__GIVEN INFORMATION__
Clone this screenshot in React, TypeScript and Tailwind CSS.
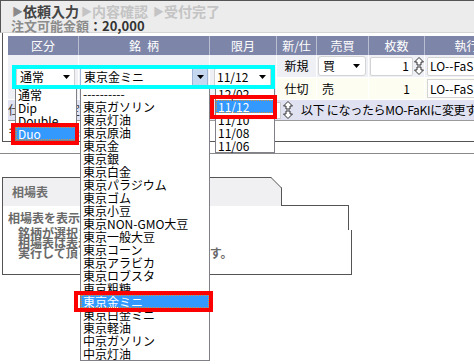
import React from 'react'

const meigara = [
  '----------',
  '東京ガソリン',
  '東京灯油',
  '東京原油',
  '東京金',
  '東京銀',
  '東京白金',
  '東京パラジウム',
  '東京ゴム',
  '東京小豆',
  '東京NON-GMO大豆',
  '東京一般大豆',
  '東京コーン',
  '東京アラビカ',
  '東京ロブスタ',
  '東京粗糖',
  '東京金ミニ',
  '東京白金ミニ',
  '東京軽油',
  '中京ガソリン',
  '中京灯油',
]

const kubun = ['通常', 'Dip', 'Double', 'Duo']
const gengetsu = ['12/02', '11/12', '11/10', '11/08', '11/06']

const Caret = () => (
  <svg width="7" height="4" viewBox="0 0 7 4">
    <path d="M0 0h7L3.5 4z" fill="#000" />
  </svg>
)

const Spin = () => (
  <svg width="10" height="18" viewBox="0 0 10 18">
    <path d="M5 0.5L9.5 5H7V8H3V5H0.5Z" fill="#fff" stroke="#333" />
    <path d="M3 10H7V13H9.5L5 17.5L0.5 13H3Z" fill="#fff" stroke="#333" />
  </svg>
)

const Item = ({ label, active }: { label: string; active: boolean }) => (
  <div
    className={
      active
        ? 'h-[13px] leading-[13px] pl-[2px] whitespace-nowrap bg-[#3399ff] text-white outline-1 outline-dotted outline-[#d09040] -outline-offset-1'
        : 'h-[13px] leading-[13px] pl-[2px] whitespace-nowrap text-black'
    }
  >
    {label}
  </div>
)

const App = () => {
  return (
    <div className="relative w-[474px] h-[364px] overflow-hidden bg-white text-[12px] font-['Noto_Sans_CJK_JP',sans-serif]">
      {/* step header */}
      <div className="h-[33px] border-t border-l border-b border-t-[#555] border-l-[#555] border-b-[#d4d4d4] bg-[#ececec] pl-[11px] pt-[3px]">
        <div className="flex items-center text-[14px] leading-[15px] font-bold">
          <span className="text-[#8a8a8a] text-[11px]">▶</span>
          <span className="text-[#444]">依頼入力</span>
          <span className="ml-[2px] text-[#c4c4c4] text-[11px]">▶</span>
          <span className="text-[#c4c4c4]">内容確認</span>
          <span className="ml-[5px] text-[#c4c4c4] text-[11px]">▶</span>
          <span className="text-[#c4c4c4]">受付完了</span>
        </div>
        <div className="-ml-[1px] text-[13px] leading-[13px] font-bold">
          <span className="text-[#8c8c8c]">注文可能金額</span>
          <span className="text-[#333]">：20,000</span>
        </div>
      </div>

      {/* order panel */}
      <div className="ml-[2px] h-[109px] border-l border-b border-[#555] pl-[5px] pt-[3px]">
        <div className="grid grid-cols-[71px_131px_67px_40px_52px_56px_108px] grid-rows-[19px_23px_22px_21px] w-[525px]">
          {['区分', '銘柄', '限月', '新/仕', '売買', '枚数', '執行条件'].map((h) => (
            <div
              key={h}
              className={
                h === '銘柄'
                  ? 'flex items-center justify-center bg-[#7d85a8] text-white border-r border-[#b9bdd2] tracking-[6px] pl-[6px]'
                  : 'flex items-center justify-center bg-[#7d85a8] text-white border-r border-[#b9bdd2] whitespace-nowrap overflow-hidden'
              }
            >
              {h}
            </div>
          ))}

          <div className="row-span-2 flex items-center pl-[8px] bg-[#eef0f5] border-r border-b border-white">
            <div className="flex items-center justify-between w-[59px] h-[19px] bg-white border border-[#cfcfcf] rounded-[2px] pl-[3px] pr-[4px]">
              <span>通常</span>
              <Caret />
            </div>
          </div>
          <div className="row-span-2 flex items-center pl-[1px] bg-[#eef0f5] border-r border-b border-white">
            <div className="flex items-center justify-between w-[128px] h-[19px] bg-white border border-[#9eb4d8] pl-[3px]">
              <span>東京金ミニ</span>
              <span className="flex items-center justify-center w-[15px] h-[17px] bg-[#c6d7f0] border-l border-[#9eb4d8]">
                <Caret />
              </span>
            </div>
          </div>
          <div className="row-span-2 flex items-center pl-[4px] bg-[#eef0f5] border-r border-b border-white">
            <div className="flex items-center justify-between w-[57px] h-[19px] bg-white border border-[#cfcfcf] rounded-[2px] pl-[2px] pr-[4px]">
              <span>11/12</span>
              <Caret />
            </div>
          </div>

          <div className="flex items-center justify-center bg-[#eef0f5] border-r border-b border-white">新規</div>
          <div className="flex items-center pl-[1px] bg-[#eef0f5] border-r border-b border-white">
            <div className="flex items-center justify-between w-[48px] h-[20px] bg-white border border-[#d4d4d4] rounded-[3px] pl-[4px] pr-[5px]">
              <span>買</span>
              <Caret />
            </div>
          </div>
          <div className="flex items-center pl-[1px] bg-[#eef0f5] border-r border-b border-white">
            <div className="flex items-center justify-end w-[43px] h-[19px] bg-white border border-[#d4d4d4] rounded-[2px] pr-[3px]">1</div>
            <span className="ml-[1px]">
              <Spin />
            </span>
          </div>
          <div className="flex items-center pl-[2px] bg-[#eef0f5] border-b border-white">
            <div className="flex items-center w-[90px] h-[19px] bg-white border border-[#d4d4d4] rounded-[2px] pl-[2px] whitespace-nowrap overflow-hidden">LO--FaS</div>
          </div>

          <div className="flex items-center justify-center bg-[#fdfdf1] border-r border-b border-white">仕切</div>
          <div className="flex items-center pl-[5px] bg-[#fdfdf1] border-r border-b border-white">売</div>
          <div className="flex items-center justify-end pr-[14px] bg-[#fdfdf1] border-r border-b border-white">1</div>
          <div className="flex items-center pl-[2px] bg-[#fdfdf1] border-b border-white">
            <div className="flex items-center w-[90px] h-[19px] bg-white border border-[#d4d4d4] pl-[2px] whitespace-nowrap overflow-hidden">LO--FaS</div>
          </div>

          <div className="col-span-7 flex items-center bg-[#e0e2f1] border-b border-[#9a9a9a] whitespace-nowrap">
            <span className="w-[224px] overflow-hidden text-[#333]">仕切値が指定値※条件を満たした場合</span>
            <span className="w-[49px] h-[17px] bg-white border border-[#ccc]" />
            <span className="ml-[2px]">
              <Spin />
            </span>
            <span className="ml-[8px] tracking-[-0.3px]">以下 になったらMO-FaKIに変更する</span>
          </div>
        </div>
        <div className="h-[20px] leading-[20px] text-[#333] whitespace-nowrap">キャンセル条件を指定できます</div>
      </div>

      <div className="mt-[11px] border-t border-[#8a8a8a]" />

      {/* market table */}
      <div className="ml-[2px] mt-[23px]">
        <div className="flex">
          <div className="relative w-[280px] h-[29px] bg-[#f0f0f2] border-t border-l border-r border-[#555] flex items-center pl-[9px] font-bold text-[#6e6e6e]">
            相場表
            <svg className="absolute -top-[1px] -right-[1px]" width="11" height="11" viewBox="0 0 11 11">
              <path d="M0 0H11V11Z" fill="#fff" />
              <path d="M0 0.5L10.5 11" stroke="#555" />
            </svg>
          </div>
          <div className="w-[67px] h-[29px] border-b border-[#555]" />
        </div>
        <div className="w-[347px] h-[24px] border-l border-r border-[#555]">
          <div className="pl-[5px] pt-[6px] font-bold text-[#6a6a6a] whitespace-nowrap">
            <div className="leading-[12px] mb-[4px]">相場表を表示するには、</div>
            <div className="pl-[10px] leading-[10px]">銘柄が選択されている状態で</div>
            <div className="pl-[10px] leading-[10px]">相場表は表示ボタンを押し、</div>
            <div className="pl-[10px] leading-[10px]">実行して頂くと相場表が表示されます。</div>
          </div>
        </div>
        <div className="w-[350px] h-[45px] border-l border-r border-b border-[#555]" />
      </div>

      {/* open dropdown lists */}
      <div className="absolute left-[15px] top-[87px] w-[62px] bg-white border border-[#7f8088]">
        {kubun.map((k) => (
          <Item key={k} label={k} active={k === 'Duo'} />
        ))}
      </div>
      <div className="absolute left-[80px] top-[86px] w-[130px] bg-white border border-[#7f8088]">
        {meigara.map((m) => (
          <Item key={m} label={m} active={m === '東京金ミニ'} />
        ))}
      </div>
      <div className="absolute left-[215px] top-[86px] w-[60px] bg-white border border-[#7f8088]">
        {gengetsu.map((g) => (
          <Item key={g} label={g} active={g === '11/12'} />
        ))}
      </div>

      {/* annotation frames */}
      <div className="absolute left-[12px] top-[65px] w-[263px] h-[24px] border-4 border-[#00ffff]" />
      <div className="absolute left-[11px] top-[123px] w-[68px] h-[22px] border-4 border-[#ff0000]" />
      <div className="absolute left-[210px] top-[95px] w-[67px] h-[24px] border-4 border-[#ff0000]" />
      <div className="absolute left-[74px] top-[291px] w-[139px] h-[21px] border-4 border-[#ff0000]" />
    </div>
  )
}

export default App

__JOB__
Repeat only what lies between the start of the data and the end of the line containing "import React from 'react'", exactly, with pictures left out.

__FINAL ANSWER__
Clone this screenshot in React, TypeScript and Tailwind CSS.
import React from 'react'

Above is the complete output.